Pablo Neruda, en el más profundo de los lenguajes, que es el de la poesía, describió la libertad así: "Para que nada nos amarre, que no nos una nada".
No se puede aspirar al ideal de Neruda cuando lo que amarra es la geografía.
Resultado de diferentes procesos históricos, raciales, culturales, políticos y económicos, de opuestas e irreconciliables cosmovisiones, Estados Unidos y México comparten una enorme frontera que al tiempo que une separa y que reclama de formas capaces de convertirla en fuente de creativa convivencia.
Todos sabemos, poarque lo vivimos diariamente, que si algo resulta complicado es construir una buena vecindad no sólo entre naciones, sino entre quienes comparten un espacio que cumple la difícil condición de ser común, cuantimás si su dimensión es de 3 mil kilómetros, de los más grandes del mundo y las diferencias son tan abismales.
Está claro que no se puede construir la nueva relación que se hace necesaria poniendo los ojos en el pasado, pero resulta inviable suponer que hay que hacerlo prescindiendo de los referentes que nos explican y determinan.
Si antes del Tratado de Libre Comercio la vinculación entre ambos países era de una gran intensidad, ahora que México se está convirtiendo en uno de los principales socios comerciales de Estados Unidos ello es aún más importante, además de que la globalización económica plantea retos para los cuales carecemos de experiencia, ya no digamos de las instituciones capaces de conducirla.
Si bien muchos de los problemas de México interpelan el despliegue institucional de Estados Unidos, los de aquel país nos impactan enormemente. Por las fronteras cruzan indocumentados y droga, pero también lo hacen el tráfico de armas, la especulación financiera y los impactantes efectos de una cultura que nos es ajena.
Es cierto que muchos de los problemas que ambos países enfrentan reclaman de soluciones conjuntas; sin embargo no es permisible que bajo ese argumento se ceda en soberanía y en la decisión para enfrentarlos conforme a los criterios y alcances de cada país.
La pasada reunión binacional demostró que hay voluntad para atacar los problemas de manera compartida, pero que no terminamos de ponernos de acuerdo en cómo podemos hacerlo.
Quizá la primera condición es aceptar que ni México quiere ser como Estados Unidos ni existe la mínima posibilidad de que compartamos una perspectiva de largo plazo en que su voluntad se imponga, por más poderoso que sea.

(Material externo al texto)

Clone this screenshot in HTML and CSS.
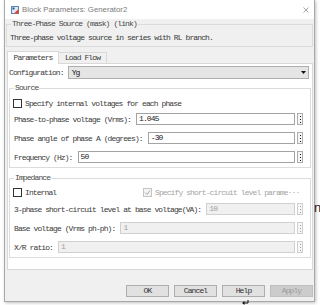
FILE: index.html
```html
<!DOCTYPE html>
<html lang="en">
<head>
    <meta charset="UTF-8" />
    <title>Block Parameters: Generator2</title>
    <link rel="stylesheet" href="styles.css">
</head>
<body>

    <div class="dialog">
        <div class="titlebar">
            <svg class="app-icon" width="8" height="8" viewBox="0 0 8 8">
                <rect x="0.5" y="0.5" width="7" height="7" fill="#dce8f6" stroke="#5b86bd" />
                <rect x="1.5" y="1.5" width="2" height="2" fill="#2f4f7f" />
                <path d="M3 7.5 L7.5 3 L7.5 7.5 Z" fill="#e0452b" />
            </svg>
            <span class="title">Block Parameters: Generator2</span>
            <svg class="close" width="6" height="6" viewBox="0 0 6 6">
                <path d="M0.5 0.5 L5.5 5.5 M5.5 0.5 L0.5 5.5" stroke="#9a9a9a" stroke-width="0.9" />
            </svg>
        </div>

        <fieldset class="group mask">
            <legend>Three-Phase Source (mask) (link)</legend>
            <p class="desc">Three-phase voltage source in series with RL branch.</p>
        </fieldset>

        <div class="tabs">
            <div class="tab active">Parameters</div>
            <div class="tab">Load Flow</div>
        </div>

        <div class="tab-panel">
            <div class="config">
                <span class="label">Configuration:</span>
                <div class="select">
                    <span>Yg</span>
                    <svg width="5" height="3" viewBox="0 0 5 3"><path d="M0 0 H5 L2.5 3 Z" fill="#111" /></svg>
                </div>
            </div>

            <fieldset class="group sub">
                <legend>Source</legend>
                <div class="check-row">
                    <span class="check"><span class="box"></span>Specify internal voltages for each phase</span>
                </div>
                <div class="field first">
                    <span class="label">Phase-to-phase voltage (Vrms):</span>
                    <div class="input">1.045</div>
                    <span class="more"><i></i><i></i><i></i></span>
                </div>
                <div class="field">
                    <span class="label">Phase angle of phase A (degrees):</span>
                    <div class="input">-30</div>
                    <span class="more"><i></i><i></i><i></i></span>
                </div>
                <div class="field">
                    <span class="label">Frequency (Hz):</span>
                    <div class="input">50</div>
                    <span class="more"><i></i><i></i><i></i></span>
                </div>
            </fieldset>

            <fieldset class="group sub impedance">
                <legend>Impedance</legend>
                <div class="check-row">
                    <span class="check left"><span class="box"></span>Internal</span>
                    <span class="check disabled"><span class="box checked">
                        <svg width="7" height="7" viewBox="0 0 7 7"><path d="M1 3.5 L3 5.5 L6 1.5" fill="none" stroke="#a8a8a8" stroke-width="1" /></svg>
                    </span>Specify short-circuit level parame···</span>
                </div>
                <div class="field second">
                    <span class="label">3-phase short-circuit level at base voltage(VA):</span>
                    <div class="input off">10</div>
                    <span class="more off"><i></i><i></i><i></i></span>
                </div>
                <div class="field">
                    <span class="label">Base voltage (Vrms ph-ph):</span>
                    <div class="input off">1</div>
                    <span class="more off"><i></i><i></i><i></i></span>
                </div>
                <div class="field">
                    <span class="label">X/R ratio:</span>
                    <div class="input off">1</div>
                    <span class="more off"><i></i><i></i><i></i></span>
                </div>
            </fieldset>
        </div>

        <div class="buttons">
            <button>OK</button>
            <button>Cancel</button>
            <button>Help</button>
            <button class="off">Apply</button>
        </div>
    </div>

    <span class="stray">n</span>
    <svg class="cursor" width="7" height="5" viewBox="0 0 7 5">
        <path d="M6 0 V3 H1.5" fill="none" stroke="#111" stroke-width="1" />
        <path d="M0 3 L2.5 1 V5 Z" fill="#111" />
    </svg>

</body>
</html>
```

FILE: styles.css
```css
* {
    box-sizing: border-box;
    margin: 0;
    padding: 0
}

body {
    position: relative;
    width: 320px;
    height: 305px;
    overflow: hidden;
    background: #fff;
    font-family: 'Liberation Mono', monospace;
}

.dialog {
    display: flex;
    flex-direction: column;
    width: 311px;
    height: 302px;
    margin-left: 4px;
    background: #f0f0f0;
    border: 1px solid #a9a9a9;
    border-top: none;
    box-shadow: 1px 1px 3px rgba(0, 0, 0, .25);
    font-size: 8px;
    letter-spacing: -0.9px;
    color: #3a3a3a;
}

.titlebar {
    display: flex;
    align-items: center;
    height: 19px;
    padding: 0 5px 0 6px;
    background: #fff;
}

.app-icon {
    margin-right: 3px;
}

.title {
    font-family: 'Liberation Sans', sans-serif;
    font-size: 7.8px;
    letter-spacing: 0;
    color: #7a7a7a;
}

.close {
    margin-left: auto;
}

/* group boxes */

.group {
    border: 1px solid #dcdcdc;
    min-width: 0;
}

    .group legend {
        padding: 0 1px;
        line-height: 10px;
        color: #4a4a4a;
    }

.mask {
    margin: 0 1px;
    padding: 4px 3px 3px;
}

    .mask legend {
        margin-left: 1px;
    }

.desc {
    line-height: 10px;
}

/* tabs */

.tabs {
    display: flex;
    align-items: flex-end;
    margin-top: 4px;
    padding-left: 2px;
}

.tab {
    height: 11px;
    border: 1px solid #d9d9d9;
    border-bottom: none;
    border-left: none;
    line-height: 10px;
    text-align: center;
    width: 48px;
}

    .tab.active {
        position: relative;
        z-index: 1;
        width: 52px;
        height: 13px;
        margin-bottom: -1px;
        border-left: 1px solid #d9d9d9;
        background: #fff;
        line-height: 12px;
    }

.tab-panel {
    height: 207px;
    margin: 0 1px 0 2px;
    background: #fff;
    border: 1px solid #d9d9d9;
}

.config {
    display: flex;
    align-items: center;
    gap: 4px;
    height: 13px;
    margin: 2px 3px 0 0;
    padding-left: 1px;
}

.select {
    flex: 1;
    display: flex;
    align-items: center;
    justify-content: space-between;
    height: 13px;
    padding: 0 2px 0 3px;
    background: #e5e5e5;
    border: 1px solid #adadad;
    color: #111;
}

.sub {
    margin: 4px 1px 0;
    padding: 5px 7px 4px 4px;
}

.impedance {
    margin-top: 5px;
    padding-top: 4px;
}

/* rows */

.check-row {
    display: flex;
    align-items: center;
    height: 10px;
}

.check {
    display: flex;
    align-items: center;
    white-space: nowrap;
}

    .check.left {
        width: 130px;
    }

    .check.disabled {
        color: #a4a4a4;
    }

.box {
    display: flex;
    align-items: center;
    justify-content: center;
    width: 9px;
    height: 9px;
    margin: 0 3px 0 -1px;
    background: #fff;
    border: 1px solid #333;
}

    .box.checked {
        border-color: #c4c4c4;
        background: #f4f4f4;
    }

.field {
    display: flex;
    align-items: center;
    height: 12px;
    margin-top: 7px;
}

    .field.first {
        margin-top: 5px;
    }

    .field.second {
        margin-top: 6px;
    }

    .field .label {
        margin-right: 5px;
        white-space: nowrap;
    }

.input {
    flex: 1;
    height: 12px;
    padding: 0 2px;
    line-height: 10px;
    background: #fff;
    border: 1px solid #a3a3a3;
    color: #222;
}

    .input.off {
        background: #f0f0f0;
        border-color: #d0d0d0;
        color: #a0a0a0;
    }

.more {
    display: flex;
    flex-direction: column;
    align-items: center;
    justify-content: center;
    gap: 2px;
    width: 6px;
    height: 12px;
    margin-left: 2px;
    background: #f7f7f7;
    border: 1px solid #adadad;
}

    .more i {
        width: 1px;
        height: 1px;
        background: #111;
    }

    .more.off {
        border-color: #cfcfcf;
    }

        .more.off i {
            background: #9a9a9a;
        }

/* bottom buttons */

.buttons {
    display: flex;
    justify-content: flex-end;
    gap: 5px;
    margin-top: 15px;
    padding-right: 1px;
}

    .buttons button {
        width: 43px;
        height: 12px;
        background: #e1e1e1;
        border: 1px solid #adadad;
        font: inherit;
        letter-spacing: inherit;
        line-height: 10px;
        color: #333;
    }

        .buttons button.off {
            background: #cccccc;
            border-color: #bfbfbf;
            color: #9c9c9c;
        }

.stray {
    position: absolute;
    left: 314px;
    top: 201px;
    font-family: 'Liberation Sans', sans-serif;
    font-size: 13px;
    line-height: 13px;
    color: #222;
}

.cursor {
    position: absolute;
    left: 242px;
    top: 300px;
}
```
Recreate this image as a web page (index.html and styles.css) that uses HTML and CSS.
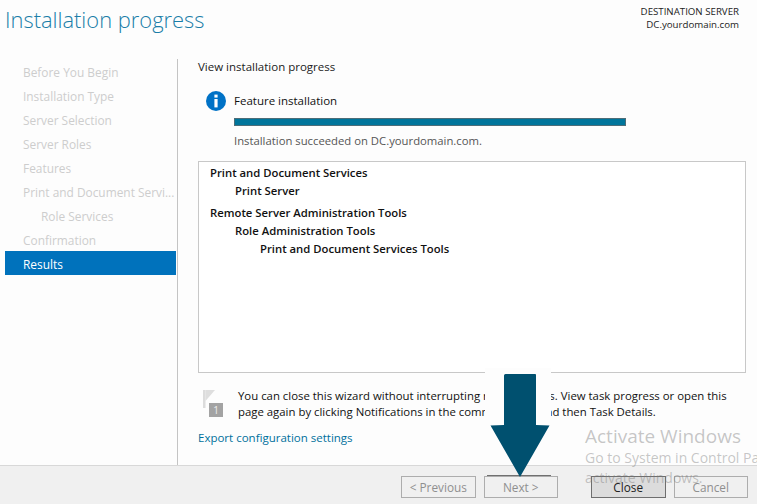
FILE: index.html
```html
<!DOCTYPE html>
<html lang="en">
<head>
<meta charset="utf-8">
<title>Installation progress</title>
<link rel="stylesheet" href="styles.css">
</head>
<body>
<div class="wizard">
  <header class="top">
    <h1 class="title">Installation progress</h1>
    <div class="dest"><div>DESTINATION SERVER</div><div>DC.yourdomain.com</div></div>
  </header>
  <div class="main">
    <nav class="nav">
      <div class="step">Before You Begin</div>
      <div class="step">Installation Type</div>
      <div class="step">Server Selection</div>
      <div class="step">Server Roles</div>
      <div class="step">Features</div>
      <div class="step">Print and Document Servi...</div>
      <div class="step sub">Role Services</div>
      <div class="step">Confirmation</div>
      <div class="step active">Results</div>
    </nav>
    <section class="content">
      <div class="lead">View installation progress</div>
      <div class="status">
        <svg class="info" width="20" height="20" viewBox="0 0 20 20"><circle cx="10" cy="10" r="10" fill="#0072c6"/><rect x="8.400" y="3.600" width="3.200" height="3" fill="#fff"/><rect x="8.400" y="8" width="3.200" height="8.400" fill="#fff"/></svg>
        <div class="status-body">
          <div class="status-title">Feature installation</div>
          <div class="bar"></div>
          <div class="status-msg">Installation succeeded on DC.yourdomain.com.</div>
        </div>
      </div>
      <div class="results">
        <div class="r r0">Print and Document Services</div>
        <div class="r r1">Print Server</div>
        <div class="r r0 gap">Remote Server Administration Tools</div>
        <div class="r r1">Role Administration Tools</div>
        <div class="r r2">Print and Document Services Tools</div>
      </div>
      <div class="note">
        <svg class="flag" width="24" height="28" viewBox="0 0 24 28"><rect x="1" y="0" width="2.500" height="18" fill="#dcdcdc"/><path d="M3.500 0H13L3.500 11Z" fill="#dedede"/><rect x="7" y="13" width="14" height="14" fill="#a3a3a3"/><text x="14" y="24" text-anchor="middle" class="flag-num">1</text></svg>
        <p class="note-text">You can close this wizard without interrupting running tasks. View task progress or open this<br>page again by clicking Notifications in the command bar, and then Task Details.</p>
      </div>
      <a class="export">Export configuration settings</a>
    </section>
  </div>
  <footer class="footer">
    <div class="btn">&lt; Previous</div>
    <div class="btn next">Next &gt;</div>
    <div class="btn close">Close</div>
    <div class="btn">Cancel</div>
  </footer>
  <div class="patch"></div>
  <div class="edge"></div>
  <svg class="arrow" width="60" height="103" viewBox="0 0 60 103"><path d="M14 1.500Q14 0 15.500 0H45.500Q46 0 46 1.500V51L59.500 51.500 30 103 .5 51.500 14 51Z" fill="#00506f"/></svg>
  <div class="watermark">
    <div class="wm-title">Activate Windows</div>
    <div class="wm-line">Go to System in Control Panel to</div>
    <div class="wm-line">activate Windows.</div>
  </div>
</div>
</body>
</html>
```
FILE: styles.css
```css
* { box-sizing: border-box; }
html, body { margin: 0; padding: 0; }
body { width: 757px; height: 504px; overflow: hidden; background: #fdfdfd; font-family: "Open Sans", "Noto Sans", sans-serif; font-size: 11.5px; color: #111; }
.wizard { position: relative; width: 757px; height: 504px; display: flex; flex-direction: column; overflow: hidden; }
.top { height: 59px; display: flex; justify-content: space-between; align-items: flex-start; flex: none; }
.title { margin: 4px 0 0 5px; font-size: 21.900px; line-height: 32px; font-weight: 300; color: #1a7ea8; }
.dest { margin: 5px 18px 0 0; text-align: right; font-size: 9.700px; line-height: 13px; color: #222; }
.main { flex: 1; display: flex; min-height: 0; }
.nav { margin-left: 5px; padding-right: 1px; border-right: 1px solid #c4c4c4; flex: none; width: 173px; font-size: 11.900px; }
.step { height: 24px; line-height: 26px; padding-left: 18px; color: #cdcdcd; white-space: nowrap; }
.step.sub { padding-left: 36px; }
.step.active { background: #0072bc; color: #fff; }
.content { flex: 1; padding-left: 20px; min-width: 0; }
.lead { line-height: 16px; color: #222; }
.status { display: flex; margin-top: 18px; margin-left: 8px; gap: 8px; align-items: flex-start; }
.info { flex: none; margin-top: -2px; }
.status-title { line-height: 16px; }
.bar { width: 392px; height: 8px; margin-top: 9px; background: #00759b; border: 1px solid #4d6d78; }
.status-msg { margin-top: 7px; line-height: 16px; color: #555; font-size: 11.300px; }
.results { width: 548px; height: 212px; margin-top: 12px; border: 1px solid #c8c8c8; background: #fff; padding: 2px 11px; }
.r { line-height: 18px; font-weight: 600; font-size: 11.300px; color: #111; }
.r1 { padding-left: 25px; }
.r2 { padding-left: 50px; }
.gap { margin-top: 4px; }
.note { display: flex; margin-top: 15px; margin-left: 4px; gap: 12px; }
.flag { flex: none; margin-top: 2px; }
.flag-num { font-size: 10px; fill: #eee; font-family: "Open Sans", sans-serif; }
.note-text { margin: 0; line-height: 16px; white-space: nowrap; color: #111; font-size: 11.380px; }
.export { display: block; margin-top: 10px; line-height: 16px; color: #00709c; }
.footer { height: 39px; flex: none; display: flex; background: #f0f0f0; border-top: 1px solid #d8d8d8; padding: 10px 9px 0 401px; gap: 8px; font-size: 11.800px; }
.btn { width: 75px; height: 22px; line-height: 20px; text-align: center; border: 1px solid #adadad; color: #8f8f8f; background: #f0f0f0; }
.next { margin-right: 25px; }
.close { background: #dcdcdc; border-color: #6e6e6e; color: #222; }
.patch { position: absolute; left: 485px; top: 368px; width: 66px; height: 97px; background: #fdfdfd; }
.edge { position: absolute; left: 487px; top: 475px; width: 64px; height: 1px; background: #707070; }
.arrow { position: absolute; left: 490px; top: 374px; }
.watermark { position: absolute; left: 585px; top: 425px; color: rgba(120,120,120,.42); white-space: nowrap; pointer-events: none; }
.wm-title { font-size: 19px; line-height: 22px; }
.wm-line { font-size: 14px; line-height: 20px; position: relative; top: 1px; }
```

Entre las muchas cosas que los mexicanos hemos logrado convertir en rasgo esencial de nuestra personalidad nacional, justamente por el innegable peso de esa frontera común, es a resistir a partir de nuestras ventajas que si bien no se expresan en los fríos números de las balanzas, sí se refrendan en las sólidas instituciones de nuestra sociedad y nuestra cultura. México quiere ser parte de la globalidad económica, pero no aceptará jamás integrarse a una sociedad global.
El punto de equilibrio entre ambas posiciones, seguramente permitirá que algún día lleguemos a mejores y más útiles decisiones acerca del futuro, al que si bien arribaremos al mismo tiempo, lo haremos desde muy diferentes realidades.